WHAT IS EXPECTED: Every line of the listing must be reproduced as it stands. Leave the images behind.

MATERIAL:
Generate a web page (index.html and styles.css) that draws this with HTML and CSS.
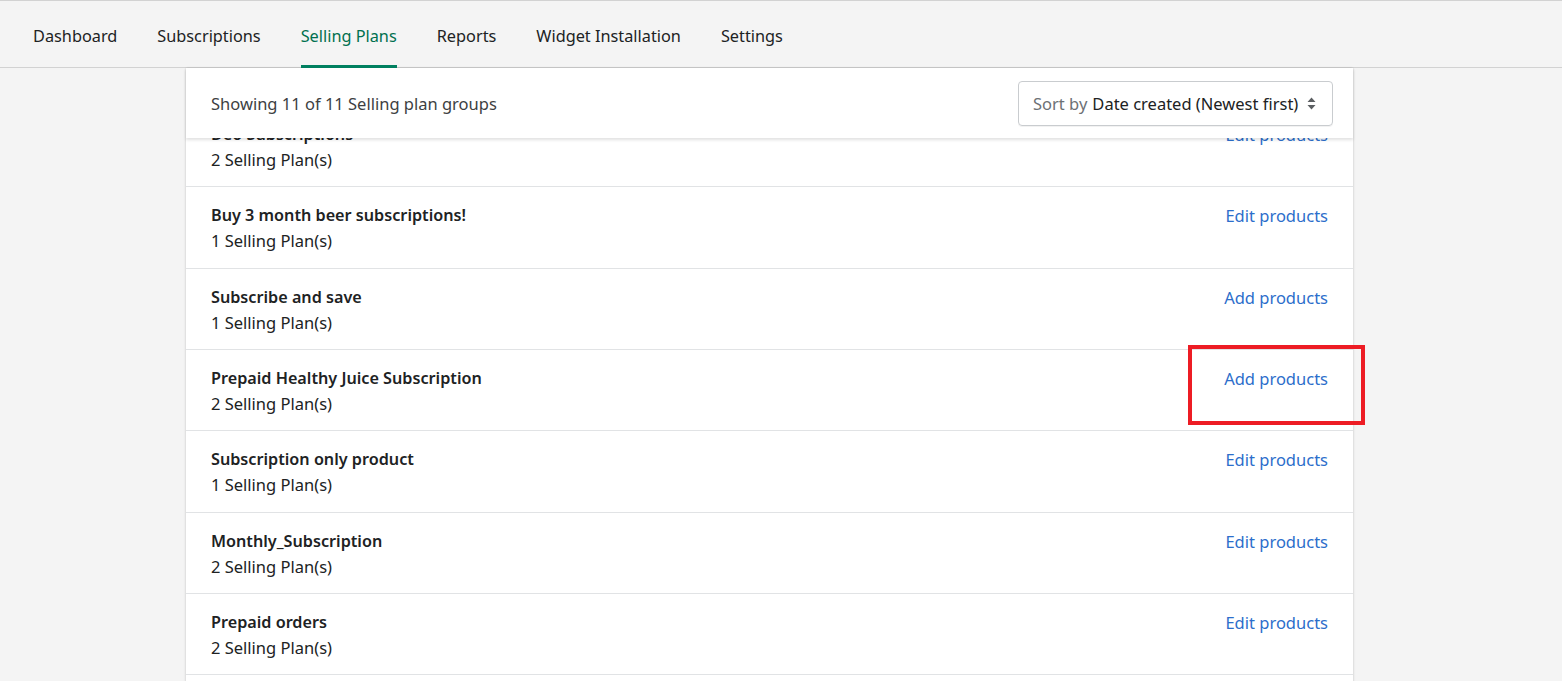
FILE: index.html
```html
<!DOCTYPE html>
<html lang="en">
<head>
<meta charset="utf-8">
<title>Selling Plans</title>
<link rel="stylesheet" href="styles.css">
</head>
<body>
<nav class="tabs">
  <a class="tab">Dashboard</a>
  <a class="tab">Subscriptions</a>
  <a class="tab active">Selling Plans</a>
  <a class="tab">Reports</a>
  <a class="tab">Widget Installation</a>
  <a class="tab">Settings</a>
</nav>
<main class="page">
  <section class="card">
    <header class="card-header">
      <span class="showing">Showing 11 of 11 Selling plan groups</span>
      <div class="sort">
        <span class="sort-label">Sort by</span>
        <span class="sort-value">Date created (Newest first)</span>
        <svg class="sort-icon" width="9" height="13" viewBox="0 0 9 13"><path d="M4.5 0.5 L8.5 5 H0.5 Z M4.5 12.5 L8.5 8 H0.5 Z" fill="#5c5f62"/></svg>
      </div>
    </header>
    <ul class="list">
      <li class="row"><div class="info"><div class="title">Deo Subscriptions</div><div class="sub">2 Selling Plan(s)</div></div><a class="action">Edit products</a></li>
      <li class="row"><div class="info"><div class="title">Buy 3 month beer subscriptions!</div><div class="sub">1 Selling Plan(s)</div></div><a class="action">Edit products</a></li>
      <li class="row"><div class="info"><div class="title">Subscribe and save</div><div class="sub">1 Selling Plan(s)</div></div><a class="action">Add products</a></li>
      <li class="row"><div class="info"><div class="title">Prepaid Healthy Juice Subscription</div><div class="sub">2 Selling Plan(s)</div></div><a class="action highlight">Add products</a></li>
      <li class="row"><div class="info"><div class="title">Subscription only product</div><div class="sub">1 Selling Plan(s)</div></div><a class="action">Edit products</a></li>
      <li class="row"><div class="info"><div class="title">Monthly_Subscription</div><div class="sub">2 Selling Plan(s)</div></div><a class="action">Edit products</a></li>
      <li class="row"><div class="info"><div class="title">Prepaid orders</div><div class="sub">2 Selling Plan(s)</div></div><a class="action">Edit products</a></li>
    </ul>
  </section>
</main>
</body>
</html>
```

FILE: styles.css
```css
* { box-sizing: border-box; }
html, body { margin: 0; padding: 0; }
body {
  background: #f4f4f4;
  font-family: "Noto Sans", "Open Sans", Arial, sans-serif;
  font-size: 16.5px;
  color: #202223;
  height: 681px;
  overflow: hidden;
}
.tabs {
  display: flex;
  height: 68px;
  padding-left: 13px;
  background: #f4f4f4;
  border-top: 1px solid #d2d2d2;
  border-bottom: 1px solid #d2d2d2;
}
.tab {
  display: flex;
  align-items: center;
  padding: 4px 20px 0;
  font-size: 16.3px;
  color: #202223;
  position: relative;
  height: 66px;
}
.tab.active { color: #00704f; }
.tab.active::after {
  content: "";
  position: absolute;
  left: 20px; right: 20px; bottom: -1px;
  height: 3px;
  background: #008060;
}
.page {
  display: flex;
  padding-left: 186px;
}
.card {
  width: 1167px;
  background: #fff;
  box-shadow: 0 0 2px rgba(0,0,0,0.12), 0 1px 3px rgba(0,0,0,0.1);
}
.card-header {
  position: relative;
  z-index: 2;
  display: flex;
  align-items: center;
  justify-content: space-between;
  height: 70px;
  padding: 1px 20px 0 25px;
  background: #fff;
  box-shadow: 0 2px 3px rgba(0,0,0,0.12);
}
.showing { font-size: 16.5px; color: #3d3f42; }
.sort {
  display: flex;
  align-items: center;
  gap: 5px;
  height: 45px;
  width: 315px;
  padding: 0 16px 0 14px;
  border: 1px solid #c9cccf;
  border-radius: 4px;
  font-size: 16.5px;
  box-shadow: 0 1px 0 rgba(0,0,0,0.05);
  margin-top: -1px;
}
.sort-label { color: #6d7175; }
.sort-value { color: #202223; flex: 1; }
.sort-icon { flex: none; }
.list {
  list-style: none;
  margin: -32px 0 0;
  padding: 0 0 60px;
  position: relative;
  z-index: 1;
}
.row {
  display: flex;
  justify-content: space-between;
  align-items: flex-start;
  height: 81.33px;
  padding: 16px 25px 0 25px;
  border-bottom: 1px solid #e1e3e5;
}
.title { font-weight: 600; font-size: 16.2px; line-height: 25px; color: #202223; }
.sub { font-size: 16.5px; line-height: 25px; color: #202223; }
.action {
  color: #2c6ecb;
  font-size: 16.5px;
  line-height: 25px;
  position: relative;
}
.highlight::after {
  content: "";
  position: absolute;
  left: -36px; right: -37px;
  top: -21px; bottom: -34px;
  border: 4px solid #ed1c24;
}
```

WRITTEN REPLY:
Generate a web page (index.html and styles.css) that draws this with HTML and CSS.
FILE: index.html
```html
<!DOCTYPE html>
<html lang="en">
<head>
<meta charset="utf-8">
<title>Selling Plans</title>
<link rel="stylesheet" href="styles.css">
</head>
<body>
<nav class="tabs">
  <a class="tab">Dashboard</a>
  <a class="tab">Subscriptions</a>
  <a class="tab active">Selling Plans</a>
  <a class="tab">Reports</a>
  <a class="tab">Widget Installation</a>
  <a class="tab">Settings</a>
</nav>
<main class="page">
  <section class="card">
    <header class="card-header">
      <span class="showing">Showing 11 of 11 Selling plan groups</span>
      <div class="sort">
        <span class="sort-label">Sort by</span>
        <span class="sort-value">Date created (Newest first)</span>
        <svg class="sort-icon" width="9" height="13" viewBox="0 0 9 13"><path d="M4.5 0.5 L8.5 5 H0.5 Z M4.5 12.5 L8.5 8 H0.5 Z" fill="#5c5f62"/></svg>
      </div>
    </header>
    <ul class="list">
      <li class="row"><div class="info"><div class="title">Deo Subscriptions</div><div class="sub">2 Selling Plan(s)</div></div><a class="action">Edit products</a></li>
      <li class="row"><div class="info"><div class="title">Buy 3 month beer subscriptions!</div><div class="sub">1 Selling Plan(s)</div></div><a class="action">Edit products</a></li>
      <li class="row"><div class="info"><div class="title">Subscribe and save</div><div class="sub">1 Selling Plan(s)</div></div><a class="action">Add products</a></li>
      <li class="row"><div class="info"><div class="title">Prepaid Healthy Juice Subscription</div><div class="sub">2 Selling Plan(s)</div></div><a class="action highlight">Add products</a></li>
      <li class="row"><div class="info"><div class="title">Subscription only product</div><div class="sub">1 Selling Plan(s)</div></div><a class="action">Edit products</a></li>
      <li class="row"><div class="info"><div class="title">Monthly_Subscription</div><div class="sub">2 Selling Plan(s)</div></div><a class="action">Edit products</a></li>
      <li class="row"><div class="info"><div class="title">Prepaid orders</div><div class="sub">2 Selling Plan(s)</div></div><a class="action">Edit products</a></li>
    </ul>
  </section>
</main>
</body>
</html>
```

FILE: styles.css
```css
* { box-sizing: border-box; }
html, body { margin: 0; padding: 0; }
body {
  background: #f4f4f4;
  font-family: "Noto Sans", "Open Sans", Arial, sans-serif;
  font-size: 16.5px;
  color: #202223;
  height: 681px;
  overflow: hidden;
}
.tabs {
  display: flex;
  height: 68px;
  padding-left: 13px;
  background: #f4f4f4;
  border-top: 1px solid #d2d2d2;
  border-bottom: 1px solid #d2d2d2;
}
.tab {
  display: flex;
  align-items: center;
  padding: 4px 20px 0;
  font-size: 16.3px;
  color: #202223;
  position: relative;
  height: 66px;
}
.tab.active { color: #00704f; }
.tab.active::after {
  content: "";
  position: absolute;
  left: 20px; right: 20px; bottom: -1px;
  height: 3px;
  background: #008060;
}
.page {
  display: flex;
  padding-left: 186px;
}
.card {
  width: 1167px;
  background: #fff;
  box-shadow: 0 0 2px rgba(0,0,0,0.12), 0 1px 3px rgba(0,0,0,0.1);
}
.card-header {
  position: relative;
  z-index: 2;
  display: flex;
  align-items: center;
  justify-content: space-between;
  height: 70px;
  padding: 1px 20px 0 25px;
  background: #fff;
  box-shadow: 0 2px 3px rgba(0,0,0,0.12);
}
.showing { font-size: 16.5px; color: #3d3f42; }
.sort {
  display: flex;
  align-items: center;
  gap: 5px;
  height: 45px;
  width: 315px;
  padding: 0 16px 0 14px;
  border: 1px solid #c9cccf;
  border-radius: 4px;
  font-size: 16.5px;
  box-shadow: 0 1px 0 rgba(0,0,0,0.05);
  margin-top: -1px;
}
.sort-label { color: #6d7175; }
.sort-value { color: #202223; flex: 1; }
.sort-icon { flex: none; }
.list {
  list-style: none;
  margin: -32px 0 0;
  padding: 0 0 60px;
  position: relative;
  z-index: 1;
}
.row {
  display: flex;
  justify-content: space-between;
  align-items: flex-start;
  height: 81.33px;
  padding: 16px 25px 0 25px;
  border-bottom: 1px solid #e1e3e5;
}
.title { font-weight: 600; font-size: 16.2px; line-height: 25px; color: #202223; }
.sub { font-size: 16.5px; line-height: 25px; color: #202223; }
.action {
  color: #2c6ecb;
  font-size: 16.5px;
  line-height: 25px;
  position: relative;
}
.highlight::after {
  content: "";
  position: absolute;
  left: -36px; right: -37px;
  top: -21px; bottom: -34px;
  border: 4px solid #ed1c24;
}
```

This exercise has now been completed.